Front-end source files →
· · · · ·
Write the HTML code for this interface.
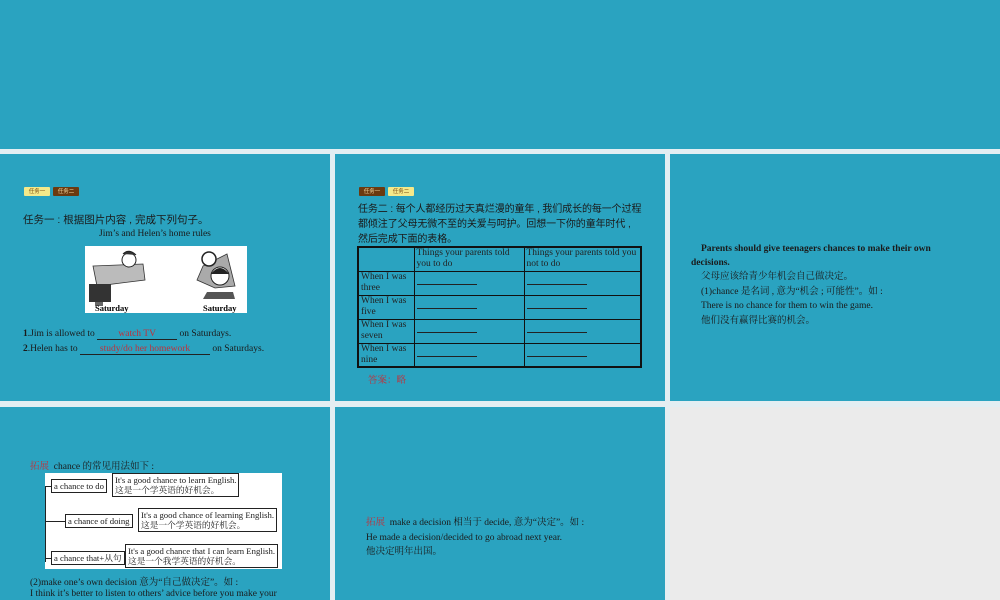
<!DOCTYPE html>
<html><head><meta charset="utf-8"><style>
*{margin:0;padding:0;box-sizing:border-box}
body{width:1000px;height:600px;background:#e3eef2;position:relative;overflow:hidden;font-family:"Liberation Serif","Noto Serif CJK SC",serif;color:#1a1a1a}
.p{position:absolute;background:#2aa3c0;overflow:hidden}
.a{position:absolute;white-space:nowrap}
.s{font-family:"Liberation Sans","Noto Sans CJK SC",sans-serif}
.tag{position:absolute;font-size:5.5px;line-height:8px;height:9px;width:26px;text-align:center;border-radius:1px;font-family:"Noto Sans CJK SC",sans-serif}
.y{background:#f5e98a;color:#7a4a10}.b{background:#6b3a10;color:#f5d9a0}
.red{color:#c0303a}
table{border-collapse:collapse}
td{border:1px solid #111;font-size:9.5px;line-height:11px;vertical-align:top;padding:0 2px;color:#222}
.ln{display:block;width:60px;border-bottom:1px solid #222;margin-top:1px}
.bx{position:absolute;border:1px solid #222;background:#fff;font-size:8.7px;line-height:10px;padding:1px 2px;white-space:nowrap}
</style></head><body>
<div class="p" style="left:0;top:0;width:1000px;height:149px"></div>

<div class="p" style="left:0;top:154px;width:330px;height:247px">
 <div class="tag y" style="left:24px;top:33px">任务一</div>
 <div class="tag b" style="left:53px;top:33px">任务二</div>
 <div class="a s" style="left:23px;top:58px;font-size:10.5px">任务一 : 根据图片内容 , 完成下列句子。</div>
 <div class="a" style="left:99px;top:75px;font-size:9.5px">Jim’s and Helen’s home rules</div>
 <div style="position:absolute;left:85px;top:92px;width:162px;height:67px;background:#fff">
  <svg width="162" height="67" viewBox="0 0 162 67">
   <path d="M8 20 L58 18 L60 34 L12 40 Z" fill="#bbb" stroke="#333" stroke-width=".8"/>
   <rect x="4" y="38" width="22" height="18" fill="#333"/><rect x="10" y="56" width="8" height="4" fill="#666"/>
   <circle cx="44" cy="14" r="7" fill="#fff" stroke="#222"/><path d="M38 8 Q44 2 51 9" stroke="#222" fill="#333"/>
   <path d="M118 20 L142 8 L150 40 L130 42 L112 34 Z" fill="#aaa" stroke="#333" stroke-width=".8"/>
   <circle cx="124" cy="13" r="7" fill="#fff" stroke="#222" stroke-width="1.5"/>
   <circle cx="135" cy="30" r="9" fill="#fff" stroke="#222"/><path d="M126 28 Q135 16 144 28" fill="#222"/>
   <path d="M118 53 L150 53 L148 46 L122 46 Z" fill="#555"/>
   <text x="10" y="65" font-size="8.5" font-weight="bold" font-family="Liberation Serif">Saturday</text>
   <text x="118" y="65" font-size="8.5" font-weight="bold" font-family="Liberation Serif">Saturday</text>
  </svg>
 </div>
 <div class="a" style="left:23px;top:175px;font-size:9.5px"><b>1</b>.Jim is allowed to <span style="display:inline-block;width:80px;border-bottom:1px solid #222;text-align:center" class="red">watch TV</span> on Saturdays.</div>
 <div class="a" style="left:23px;top:190px;font-size:9.5px"><b>2</b>.Helen has to <span style="display:inline-block;width:130px;border-bottom:1px solid #222;text-align:center" class="red">study/do her homework</span> on Saturdays.</div>
</div>

<div class="p" style="left:335px;top:154px;width:330px;height:247px">
 <div class="tag b" style="left:24px;top:33px">任务一</div>
 <div class="tag y" style="left:53px;top:33px">任务二</div>
 <div class="a s" style="left:23px;top:48px;font-size:10px;line-height:15px;letter-spacing:-0.1px">任务二 : 每个人都经历过天真烂漫的童年 , 我们成长的每一个过程<br>都倾注了父母无微不至的关爱与呵护。回想一下你的童年时代 ,<br>然后完成下面的表格。</div>
 <table style="position:absolute;left:22px;top:92px;width:285px;border:2px solid #111">
  <tr style="height:24px"><td style="width:56px"></td><td style="width:110px">Things your parents told you to do</td><td>Things your parents told you not to do</td></tr>
  <tr style="height:24px"><td>When I was three</td><td><br><span class="ln"></span></td><td><br><span class="ln"></span></td></tr>
  <tr style="height:24px"><td>When I was five</td><td><br><span class="ln"></span></td><td><br><span class="ln"></span></td></tr>
  <tr style="height:24px"><td>When I was seven</td><td><br><span class="ln"></span></td><td><br><span class="ln"></span></td></tr>
  <tr style="height:24px"><td>When I was nine</td><td><br><span class="ln"></span></td><td><br><span class="ln"></span></td></tr>
 </table>
 <div class="a red" style="left:33px;top:218px;font-size:9.5px">答案：略</div>
</div>

<div class="p" style="left:670px;top:154px;width:330px;height:247px;font-size:9.5px;line-height:14.5px">
 <div class="a" style="left:31px;top:88px;font-weight:bold">Parents should give teenagers chances to make their own</div>
 <div class="a" style="left:21px;top:102px;font-weight:bold">decisions.</div>
 <div class="a" style="left:31px;top:116px">父母应该给青少年机会自己做决定。</div>
 <div class="a" style="left:31px;top:131px">(1)chance 是名词 , 意为“机会 ; 可能性”。如 :</div>
 <div class="a" style="left:31px;top:145px">There is no chance for them to win the game.</div>
 <div class="a" style="left:31px;top:160px">他们没有赢得比赛的机会。</div>
</div>

<div class="p" style="left:0;top:407px;width:330px;height:193px;font-size:9.5px">
 <div class="a" style="left:30px;top:51px"><span class="red">拓展</span>&nbsp; chance 的常见用法如下 :</div>
 <div style="position:absolute;left:45px;top:66px;width:237px;height:96px;background:#fff">
  <div style="position:absolute;left:0;top:13px;width:1px;height:76px;background:#222"></div>
  <div style="position:absolute;left:0;top:13px;width:6px;height:1px;background:#222"></div>
  <div style="position:absolute;left:0;top:48px;width:20px;height:1px;background:#222"></div>
  <div style="position:absolute;left:0;top:85px;width:6px;height:1px;background:#222"></div>
  <div class="bx" style="left:6px;top:6px">a chance to do</div>
  <div class="bx" style="left:67px;top:0">It's a good chance to learn English.<br>这是一个学英语的好机会。</div>
  <div class="bx" style="left:20px;top:41px">a chance of doing</div>
  <div class="bx" style="left:93px;top:35px">It's a good chance of learning English.<br>这是一个学英语的好机会。</div>
  <div class="bx" style="left:6px;top:78px">a chance that+从句</div>
  <div class="bx" style="left:80px;top:71px">It's a good chance that I can learn English.<br>这是一个我学英语的好机会。</div>
 </div>
 <div class="a" style="left:30px;top:167px">(2)make one’s own decision 意为“自己做决定”。如 :</div>
 <div class="a" style="left:30px;top:182px">I think it’s better to listen to others’ advice before you make your</div>
</div>

<div class="p" style="left:335px;top:407px;width:330px;height:193px;font-size:9.5px;line-height:14.5px">
 <div class="a" style="left:31px;top:109px"><span class="red">拓展</span>&nbsp; make a decision 相当于 decide, 意为“决定”。如 :</div>
 <div class="a" style="left:31px;top:124px">He made a decision/decided to go abroad next year.</div>
 <div class="a" style="left:31px;top:138px">他决定明年出国。</div>
</div>

<div style="position:absolute;left:670px;top:407px;width:330px;height:193px;background:#ebebeb"></div>
</body></html>
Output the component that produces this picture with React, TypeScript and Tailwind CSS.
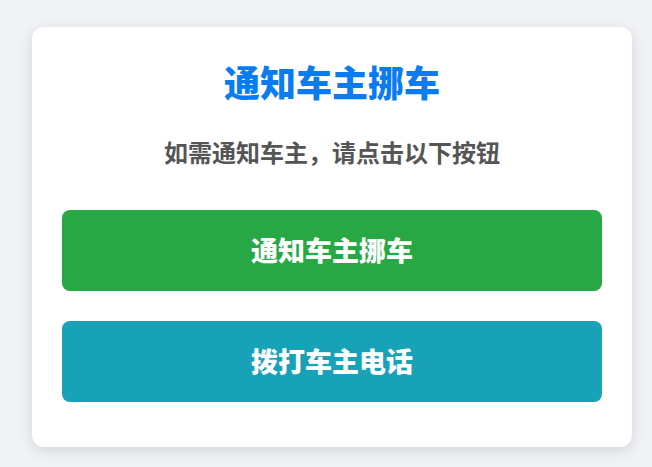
export default function App() {
    return (
        <div className="min-h-[467px] bg-[#f0f2f5] pt-[27px] pl-[32px] pr-[20px] font-['Noto_Sans_CJK_SC',sans-serif]">
            <div className="w-[600px] rounded-[12px] bg-white px-[30px] pt-[30px] pb-[45px] shadow-[0_4px_14px_rgba(0,0,0,0.12)]">
                {/* Header */}
                <h1 className="text-center text-[36px] leading-[48px] font-black text-[#0a7cf2]">通知车主挪车</h1>
                <p className="mt-[31px] text-center text-[24px] leading-[32px] font-bold text-[#555555]">
                    如需通知车主，请点击以下按钮
                </p>

                {/* Actions */}
                <div className="mt-[42px] flex flex-col gap-[30px]">
                    <button className="h-[81px] w-full rounded-[8px] bg-[#28a745] text-[27px] font-black text-white">
                        通知车主挪车
                    </button>
                    <button className="h-[81px] w-full rounded-[8px] bg-[#17a2b8] text-[27px] font-black text-white">
                        拨打车主电话
                    </button>
                </div>
            </div>
        </div>
    );
}
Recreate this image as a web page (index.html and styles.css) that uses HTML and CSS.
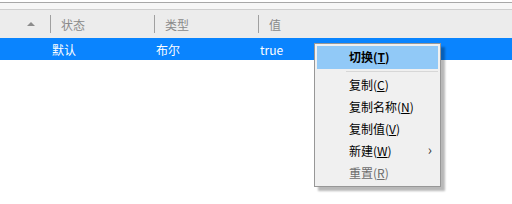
FILE: index.html
```html
<!DOCTYPE html>
<html>
<head>
<meta charset="utf-8">
<link rel="stylesheet" href="styles.css">
</head>
<body>
<div class="top"></div>
<div class="strip"></div>
<div class="header">
  <div class="hcell first"><span class="sort"></span></div>
  <div class="hcell c2">状态</div>
  <div class="hcell c3">类型</div>
  <div class="hcell c4">值</div>
</div>
<div class="row">
  <div class="cell first"></div>
  <div class="cell c2">默认</div>
  <div class="cell c3">布尔</div>
  <div class="cell c4">true</div>
</div>
<div class="menu">
  <div class="item hot"><b>切换(<u>T</u>)</b></div>
  <div class="sep"></div>
  <div class="item">复制(<u>C</u>)</div>
  <div class="item">复制名称(<u>N</u>)</div>
  <div class="item">复制值(<u>V</u>)</div>
  <div class="item">新建(<u>W</u>)<span class="arrow">›</span></div>
  <div class="item dis">重置(<u>R</u>)</div>
</div>
</body>
</html>
```
FILE: styles.css
```css
html, body {
  margin: 0;
  padding: 0;
  background: #ffffff;
  font-family: "Noto Sans CJK SC", "Noto Sans", sans-serif;
  font-size: 12px;
}
.top {
  height: 2px;
  border-bottom: 1px solid #a8a8a8;
}
.strip {
  height: 6px;
  background: #f7f7f7;
  border-bottom: 1px solid #cfcfcf;
}
.header {
  height: 28px;
  background: #ececec;
  display: flex;
  align-items: center;
  color: #8a8a8a;
}
.hcell, .cell {
  box-sizing: border-box;
  height: 100%;
  display: flex;
  align-items: center;
}
.first { width: 50px; }
.c2 { width: 104px; }
.c3 { width: 104px; }
.c4 { flex: 1; }
.hcell { position: relative; }
.hcell.c2, .hcell.c3, .hcell.c4 {
  padding-left: 11px;
}
.hcell.c2::before, .hcell.c3::before, .hcell.c4::before {
  content: "";
  position: absolute;
  left: 0;
  top: 5px;
  height: 18px;
  width: 1px;
  background: #a0a0a0;
}
.sort {
  margin-left: 27px;
  width: 0;
  height: 0;
  border-left: 4px solid transparent;
  border-right: 4px solid transparent;
  border-bottom: 4px solid #8c8c8c;
}
.row {
  height: 22px;
  background: #0a84fe;
  color: #ffffff;
  display: flex;
}
.cell.c2, .cell.c3, .cell.c4 { padding-left: 2px; }
.menu {
  position: absolute;
  left: 314px;
  top: 43px;
  width: 125px;
  padding: 2px 0 2px;
  background: #f0f0f0;
  border: 1px solid #979797;
  box-shadow: 4px 4px 2px rgba(0, 0, 0, 0.28);
  color: #000;
}
.item {
  position: relative;
  height: 22px;
  line-height: 21px;
  margin: 0 2px;
  padding-left: 32px;
}
.item u { text-underline-offset: 1px; }
.item.hot {
  background: #91c9f7;
  height: 23px;
  line-height: 22px;
}
.sep {
  height: 1px;
  background: #d7d7d7;
  margin: 2px 2px 2px 31px;
}
.arrow {
  position: absolute;
  right: 6px;
  top: -1px;
  font-size: 14px;
  color: #333;
}
.dis { color: #6d6d6d; }
```
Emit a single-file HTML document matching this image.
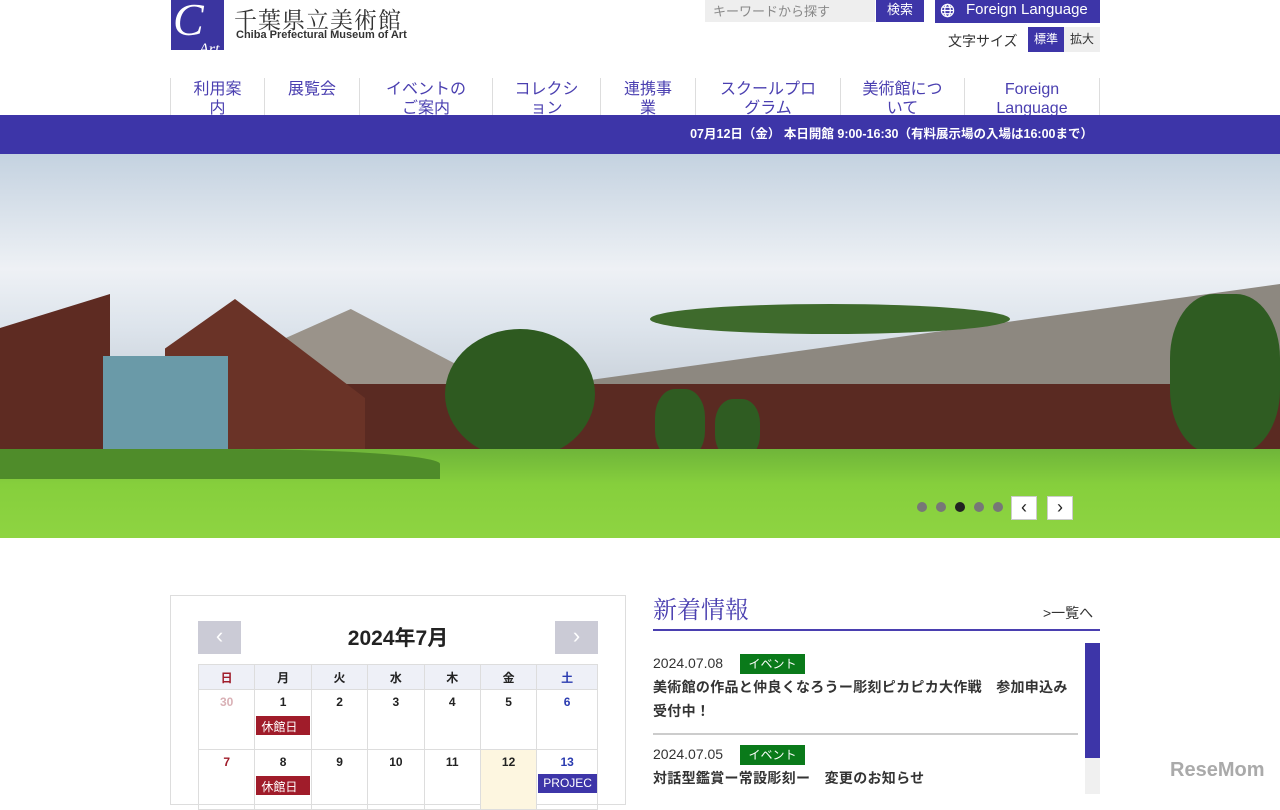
<!DOCTYPE html>
<html><head><meta charset="utf-8"><style>
*{margin:0;padding:0;box-sizing:border-box}
body{width:1280px;height:794px;overflow:hidden;background:#fff;font-family:"Liberation Sans","Noto Sans CJK JP",sans-serif;position:relative;color:#222}
.a{position:absolute}
.nav{position:absolute;top:78px;left:170px;width:930px;height:38px;display:flex}
.nav div{border-left:1px solid #ddd;color:#4a3fb0;font-size:16px;line-height:19px;text-align:center;height:38px;overflow:hidden;padding-top:2px}
.cal td{border:1px solid #ddd;text-align:center;vertical-align:top;font-size:12px;font-weight:bold;width:57px}
.tag{display:block;background:#a01c2a;color:#fff;font-size:12px;font-weight:normal;text-align:left;padding:2px 5px;margin:7px 1px 0;height:19px}
</style></head><body>
<div class="a" style="left:171px;top:0;width:53px;height:50px;background:#3b35a0;color:#fff;font:italic 46px 'Liberation Serif',serif;line-height:40px;padding-left:2px">C<span style="font-size:16px;position:absolute;left:28px;top:30px">Art</span></div>
<div class="a" style="left:234px;top:2px;font-size:23px;color:#333;font-family:'Liberation Serif','Noto Serif CJK SC',serif;letter-spacing:1px">千葉県立美術館</div>
<div class="a" style="left:236px;top:29px;font-size:11px;color:#333;font-weight:bold">Chiba Prefectural Museum of Art</div>
<div class="a" style="left:705px;top:0;width:170px;height:22px;background:#eee;color:#888;font-size:13px;padding:1px 8px">キーワードから探す</div>
<div class="a" style="left:876px;top:0;width:48px;height:22px;background:#3d35a8;color:#fff;font-size:13px;text-align:center;line-height:20px">検索</div>
<div class="a" style="left:935px;top:0;width:165px;height:23px;background:#3d35a8;color:#fff;font-size:15px;line-height:20px;padding-left:31px">Foreign Language</div>
<svg class="a" style="left:940px;top:3px" width="15" height="15" viewBox="0 0 16 16" fill="none" stroke="#fff" stroke-width="1.3"><circle cx="8" cy="8" r="6.5"/><ellipse cx="8" cy="8" rx="3" ry="6.5"/><path d="M1.5 8h13M3 4.5h10M3 11.5h10"/></svg>
<div class="a" style="left:948px;top:31px;font-size:14px;color:#333">文字サイズ</div>
<div class="a" style="left:1028px;top:27px;width:36px;height:25px;background:#3d35a8;color:#fff;font-size:12px;text-align:center;line-height:25px">標準</div>
<div class="a" style="left:1064px;top:27px;width:36px;height:25px;background:#eee;color:#333;font-size:12px;text-align:center;line-height:25px">拡大</div>
<div class="nav">
<div style="width:94px">利用案<br>内</div><div style="width:95px">展覧会</div><div style="width:133px">イベントの<br>ご案内</div><div style="width:108px">コレクシ<br>ョン</div><div style="width:95px">連携事<br>業</div><div style="width:145px">スクールプロ<br>グラム</div><div style="width:124px">美術館につ<br>いて</div><div style="width:136px;border-right:1px solid #ddd">Foreign<br>Language</div>
</div>
<div class="a" style="left:0;top:115px;width:1280px;height:39px;background:#3d35a8;color:#fff;font-size:12.5px;font-weight:bold;text-align:right;padding-right:187px;line-height:39px">07月12日（金） 本日開館 9:00-16:30（有料展示場の入場は16:00まで）</div>
<div class="a" style="left:0;top:154px;width:1280px;height:384px;overflow:hidden;background:linear-gradient(#c4d2e0,#eef1f5 30%,#dde4ec 45%,#cbd3dc 60%)">
<div class="a" style="left:270px;top:155px;width:1010px;height:90px;background:#9a938a;clip-path:polygon(0 40%,8% 0,25% 100%,0 100%)"></div>
<div class="a" style="left:590px;top:130px;width:690px;height:120px;background:#8d8880;clip-path:polygon(0 80%,100% 0,100% 100%,0 100%)"></div>
<div class="a" style="left:0;top:230px;width:1280px;height:80px;background:#5a2a22"></div>
<div class="a" style="left:0;top:140px;width:110px;height:170px;background:#5e2b22;clip-path:polygon(0 20%,100% 0,100% 100%,0 100%)"></div>
<div class="a" style="left:165px;top:145px;width:200px;height:165px;background:#6a3327;clip-path:polygon(0 30%,35% 0,100% 60%,100% 100%,0 100%)"></div>
<div class="a" style="left:103px;top:202px;width:125px;height:110px;background:#6a9aa8"></div>
<div class="a" style="left:445px;top:175px;width:150px;height:130px;background:#2e5a20;border-radius:50%"></div>
<div class="a" style="left:1170px;top:140px;width:110px;height:160px;background:#2f5c22;border-radius:40%"></div>
<div class="a" style="left:650px;top:150px;width:360px;height:30px;background:#3e6a2c;border-radius:50%"></div>
<div class="a" style="left:655px;top:235px;width:50px;height:70px;background:#2f5c22;border-radius:40%"></div>
<div class="a" style="left:715px;top:245px;width:45px;height:60px;background:#2f5c22;border-radius:40%"></div>
<div class="a" style="left:0;top:295px;width:1280px;height:89px;background:linear-gradient(#6fb53a,#86cf3c 40%,#8ed442)"></div>
<div class="a" style="left:0;top:295px;width:440px;height:30px;background:#4f8c2a;border-radius:0 50% 0 0"></div>
</div>
<div class="a" style="left:917px;top:502px;width:10px;height:10px;border-radius:50%;background:#777"></div>
<div class="a" style="left:936px;top:502px;width:10px;height:10px;border-radius:50%;background:#777"></div>
<div class="a" style="left:955px;top:502px;width:10px;height:10px;border-radius:50%;background:#222"></div>
<div class="a" style="left:974px;top:502px;width:10px;height:10px;border-radius:50%;background:#777"></div>
<div class="a" style="left:993px;top:502px;width:10px;height:10px;border-radius:50%;background:#777"></div>
<div class="a" style="left:1011px;top:496px;width:26px;height:24px;background:#fff;border:1px solid #ccc;text-align:center;font-size:18px;line-height:21px">‹</div>
<div class="a" style="left:1047px;top:496px;width:26px;height:24px;background:#fff;border:1px solid #ccc;text-align:center;font-size:18px;line-height:21px">›</div>
<div class="a" style="left:170px;top:595px;width:456px;height:210px;border:1px solid #ddd"></div>
<div class="a" style="left:198px;top:621px;width:43px;height:33px;background:#cbcbd6;color:#fff;font-size:22px;text-align:center;line-height:30px">‹</div>
<div class="a" style="left:555px;top:621px;width:43px;height:33px;background:#cbcbd6;color:#fff;font-size:22px;text-align:center;line-height:30px">›</div>
<div class="a" style="left:198px;top:622px;width:400px;text-align:center;font-size:21px;font-weight:bold;color:#222">2024年7月</div>
<table class="a cal" style="left:198px;top:664px;border-collapse:collapse;width:400px">
<tr style="height:25px;background:#eef0f7"><td style="color:#a01c2a;vertical-align:middle">日</td><td style="vertical-align:middle">月</td><td style="vertical-align:middle">火</td><td style="vertical-align:middle">水</td><td style="vertical-align:middle">木</td><td style="vertical-align:middle">金</td><td style="color:#2a3bb0;vertical-align:middle">土</td></tr>
<tr style="height:60px"><td style="color:#d9b0b5;padding-top:5px">30</td><td style="padding-top:5px">1<span class="tag">休館日</span></td><td style="padding-top:5px">2</td><td style="padding-top:5px">3</td><td style="padding-top:5px">4</td><td style="padding-top:5px">5</td><td style="color:#2a3bb0;padding-top:5px">6</td></tr>
<tr style="height:60px"><td style="color:#a01c2a;padding-top:5px">7</td><td style="padding-top:5px">8<span class="tag">休館日</span></td><td style="padding-top:5px">9</td><td style="padding-top:5px">10</td><td style="padding-top:5px">11</td><td style="padding-top:5px;background:#fdf6e0">12</td><td style="color:#2a3bb0;padding-top:5px">13<span class="tag" style="background:#3d35a8;margin:5px 0 0 1px">PROJEC</span></td></tr>
</table>
<div class="a" style="left:653px;top:590px;font-size:24px;color:#4a3fb0;font-family:'Liberation Serif','Noto Serif CJK SC',serif">新着情報</div>
<div class="a" style="left:1043px;top:603px;font-size:14px;color:#333">&gt;一覧へ</div>
<div class="a" style="left:653px;top:629px;width:447px;height:2px;background:#4a3fb0"></div>
<div class="a" style="left:1085px;top:643px;width:15px;height:151px;background:#f0f0f0"></div>
<div class="a" style="left:1085px;top:643px;width:15px;height:115px;background:#3d35a8"></div>
<div class="a" style="left:653px;top:655px;font-size:14px;color:#333">2024.07.08</div>
<div class="a" style="left:740px;top:654px;width:65px;height:20px;background:#0a7a1a;color:#fff;font-size:12px;text-align:center;line-height:20px">イベント</div>
<div class="a" style="left:653px;top:675px;width:422px;font-size:14px;font-weight:bold;line-height:24px;color:#333;letter-spacing:0.3px">美術館の作品と仲良くなろうー彫刻ピカピカ大作戦　参加申込み受付中！</div>
<div class="a" style="left:653px;top:733px;width:425px;height:2px;background:#ccc"></div>
<div class="a" style="left:653px;top:746px;font-size:14px;color:#333">2024.07.05</div>
<div class="a" style="left:740px;top:745px;width:65px;height:20px;background:#0a7a1a;color:#fff;font-size:12px;text-align:center;line-height:20px">イベント</div>
<div class="a" style="left:653px;top:768px;font-size:14px;font-weight:bold;color:#333;letter-spacing:0.3px">対話型鑑賞ー常設彫刻ー　変更のお知らせ</div>
<div class="a" style="left:1170px;top:759px;font-size:20px;font-weight:bold;color:#aaa">ReseMom</div>
</body></html>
· · · · ·
Short problem → Identify and extract each line of the listing that contains "this".

Final result →
Write the HTML code for this interface.
Output the component that produces this picture with React, TypeScript and Tailwind CSS.
Recreate this image as a web page (index.html and styles.css) that uses HTML and CSS.
Emit a single-file HTML document matching this image.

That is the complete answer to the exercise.